Prevent a Litter: Fix Your Critter

Friday, March 20th, 2009


This morning my 3 cats watched with anticipation as I filled their food bowls. Today is the 1-year anniversary of the day Stanley, my 2-year-old dog, found the litter of kittens with their mother in the bushes in my backyard.

That morning I was in the house when I heard Stanley barking in the yard.  It was his “there is an animal that doesn’t belong in the yard” bark.  A momma cat had evidently moved her litter of 3 kittens into a box in the bushes. The stray momma cat has since been spayed, the 3 kittens, Dominic, Harvey, and Fluffy, have been neutered, micro-chipped, and now live with me.

My intention was to foster them and find them good homes. I tried for months, with ads in the paper, signs around town, etc., but there were no takers. The shelters were overflowing, and I could not bring myself to turn them into animal control. Of course they are now “my boys,” and you could not take them from me if you tried. This is, however, a reminder of the importance of spaying and neutering.

Each spring animal shelters all over the country fill up quickly due to the number of cats and kittens that are turned in.  The Humane Society of the United States estimates that each year approximately 2 million cats and kittens are brought into shelters. Approximately 70% of these relinquished kitties are euthanized each year. Since most do not have ID collars or microchips, their owners cannot be located. The cats that do not make it into a shelter become strays. An un-spayed female cat, her mate, and all of their offspring can produce 11,000 kittens in just 5 years!

The solution to the cat over-population problem is simple. It begins with every cat owner being responsible enough to get their cats fixed. This is just as important for indoor-only cats.  No one can guarantee that the cat will never make a break for it and make it outside where they will encounter un-fixed cats.There are also many behavioral and health benefits to spaying and neutering.

There aren’t enough homes for them all. Please spay and neuter your pets and encourage your friends and family to do the same.

Introducing Stanley

Tuesday, March 10th, 2009

Stanley was born under a pile of construction rubble in Mexico on Dec 6, 2006.

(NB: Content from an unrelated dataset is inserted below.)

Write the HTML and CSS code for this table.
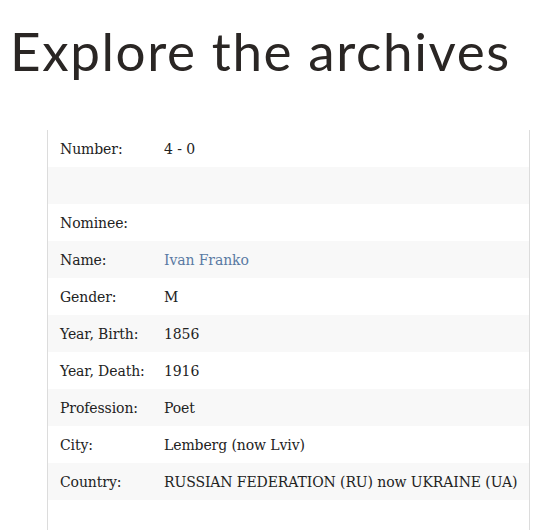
FILE: index.html
```html
<!DOCTYPE html>
<html>
<head>
<meta charset="utf-8">
<link rel="stylesheet" href="styles.css">
</head>
<body>
<h1 class="title">Explore the archives</h1>
<div class="panel">
  <div class="row"><span class="label">Number:</span><span class="value">4 - 0</span></div>
  <div class="row alt"><span class="label"></span><span class="value"></span></div>
  <div class="row"><span class="label">Nominee:</span><span class="value"></span></div>
  <div class="row alt"><span class="label">Name:</span><a class="value link" href="#">Ivan Franko</a></div>
  <div class="row"><span class="label">Gender:</span><span class="value">M</span></div>
  <div class="row alt"><span class="label">Year, Birth:</span><span class="value">1856</span></div>
  <div class="row"><span class="label">Year, Death:</span><span class="value">1916</span></div>
  <div class="row alt"><span class="label">Profession:</span><span class="value">Poet</span></div>
  <div class="row"><span class="label">City:</span><span class="value">Lemberg (now Lviv)</span></div>
  <div class="row alt"><span class="label">Country:</span><span class="value">RUSSIAN FEDERATION (RU) now UKRAINE (UA)</span></div>
  <div class="spacer"></div>
</div>
</body>
</html>
```
FILE: styles.css
```css
html, body {
  margin: 0;
  padding: 0;
  background: #fff;
}
body {
  overflow: hidden;
}
.title {
  margin: 0;
  padding: 19px 0 0 10px;
  height: 115px;
  box-sizing: border-box;
  font-family: Lato, "Open Sans", sans-serif;
  font-weight: 400;
  font-size: 53px;
  letter-spacing: 1.6px;
  line-height: 64px;
  color: #2a2624;
}
.panel {
  margin: 15px 14px 0 47px;
  border-left: 1px solid #dcdcdc;
  border-right: 1px solid #dcdcdc;
  font-family: "DejaVu Serif", serif;
  font-size: 14px;
  letter-spacing: -0.1px;
  color: #222;
}
.row {
  display: flex;
  align-items: center;
  height: 37px;
  padding-left: 12px;
}
.row.alt {
  background: #f8f8f8;
}
.label {
  width: 104px;
  flex: none;
}
.link {
  color: #5a7aa3;
  text-decoration: none;
}
.spacer {
  height: 40px;
}
```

Sadly, one week later he became an orphan.  Through an honest gringa mistake at the border crossing, the wrong word for “puppy” in Spanish was used when describing what was in the box. “CUCHARA,” the Spanish word for spoon, is awfully similar to the Spanish word for puppy, “CACHORRO.” The litter of 9 “spoons” made it through customs and back to San Diego.  Ann, Chinaberry’s founder, brought the little ones to work with her the next day as they needed to be bottle fed every few hours. That is when I met Stanley for the first time. The litter was about 2 weeks old at this point.  Unfortunately, they were not thriving.   A sad Christmas Eve was spent in the emergency veterinary clinic. Only one puppy was diagnosed to have any chance of surviving, and that he did.

Stanley’s first few months of life here in San Diego were spent being schlepped back and forth to work with me every day along with a dog pen, pee pads, puppy formula, bottles, clean blankets, washcloths, and towels.  As the months progressed, toys were added to the trunk full of supplies.

Stanley is now over 2 years old and quite a character. I keep waiting for him to grow out of his puppy stage and wonder if he ever will. One of his favorite places to visit is Chinaberry.  He can hardly contain himself when we pull into the parking lot. His excitement runneth over as he systematically visits all of his friends in various parts of the building.

His constant canine companion is a 4-year-old shepherd mix named Stella, along with 4 cats (three of the cats are brothers from a litter that I fostered last year). If you have an idea what Stanley’s breed is let me know!

Who knew that a life begun under a pile of rubble in Mexico would end up bringing such joy to so many people.